The aforementioned Smithsonian Magazine article goes into depth about the lyrics of “My Old Kentucky Home,” and I urge you to read it. Even so, saying that these two state songs romanticize plantation life is a much easier sell than coming to terms with the fact that your great great grandparents were racist.
I went to college at the University of Kentucky, and as part of my scholarship I had to play in the marching band. At the end of every home game we’d traipse out of the stands and onto the field of Commonwealth Stadium to perform “My Old Kentucky Home,” fans in the stands singing the (thankfully modified) lyrics, the members of the football team locked arm in arm singing as well.
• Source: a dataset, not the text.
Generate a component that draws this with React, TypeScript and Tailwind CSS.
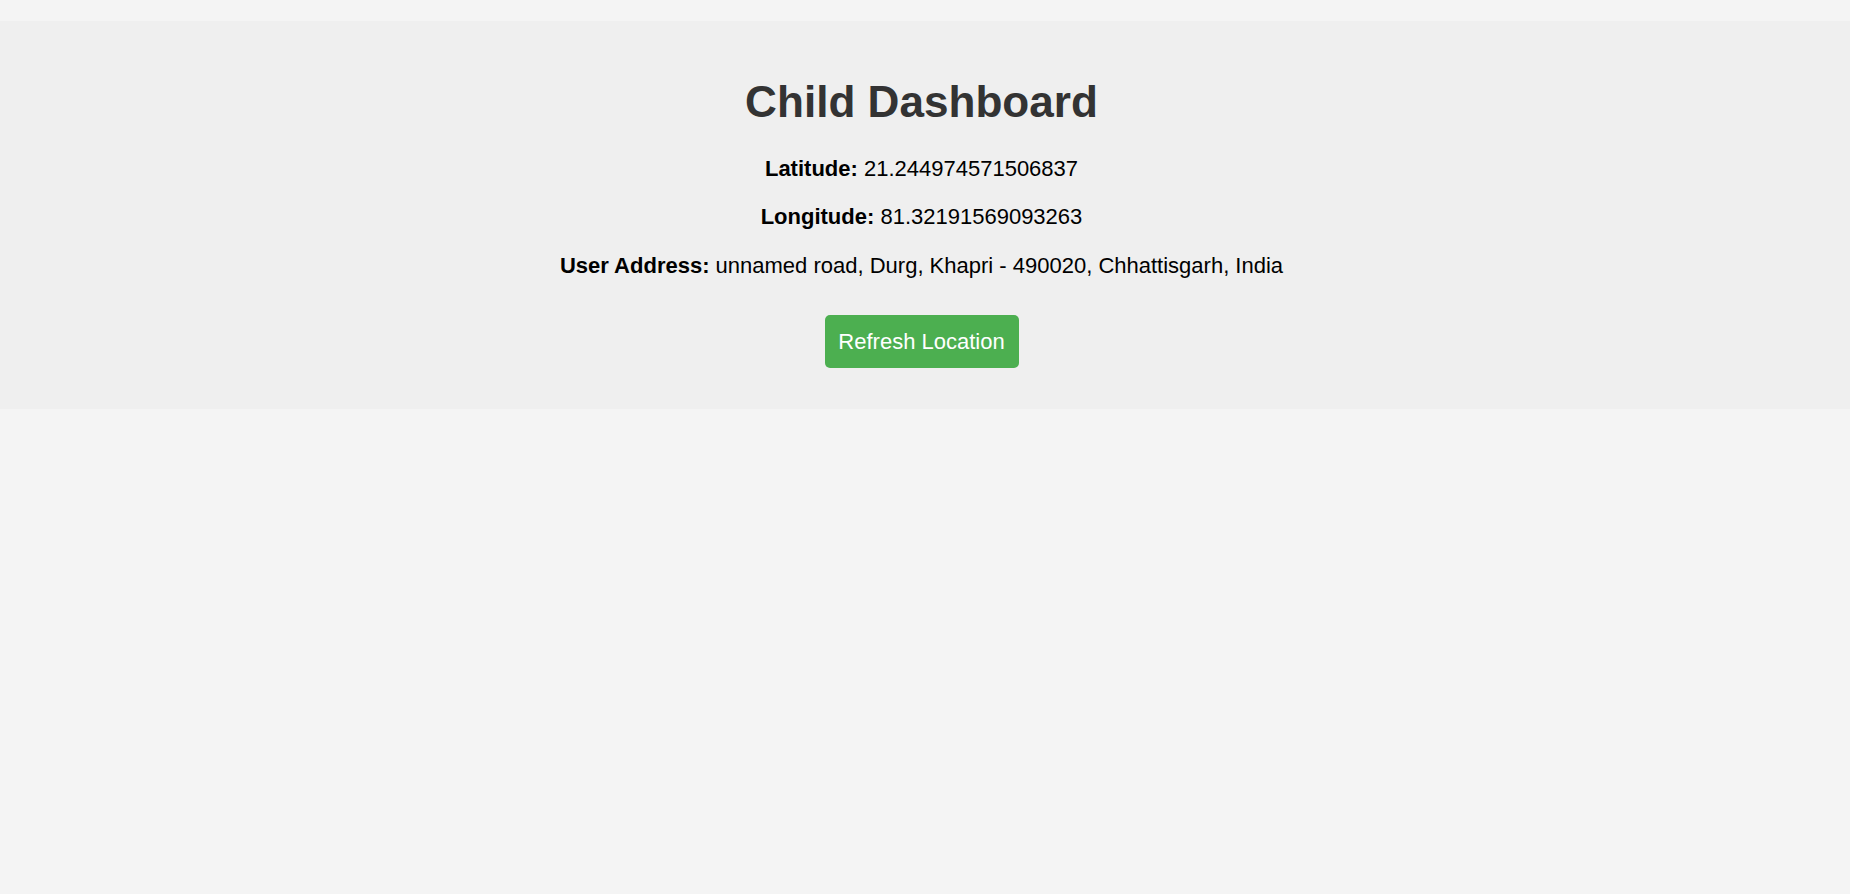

It was quite a lovely thing, a communal act of which I continue to have fond memories even though marching band is a scourge which should be brutally repressed and ultimately extinguished.
At the end of the day, this turns out to be yet another in the long line of “can I love the art and not the artist?” things that basically applies to every artist who ever lived. As I mentioned in the first post on this site, my first musical love was Wagner, so I got used to answering that question pretty early. I think Stephen Foster is a pretty important figure in our nation’s history and that his music should continue to be kept alive, even if we acknowledge that there are elements of it that are deplorable. The key is having the humility to recognize that you’re a God damned idiot and if you were to put yourself out there creatively, a century from now someone is going to hate you, too.
This lesson applies to Foster, to Wagner, to George Washington, to anybody. Have some humility, it’ll make your life richer and more interesting and it doesn’t cost you any of your principles!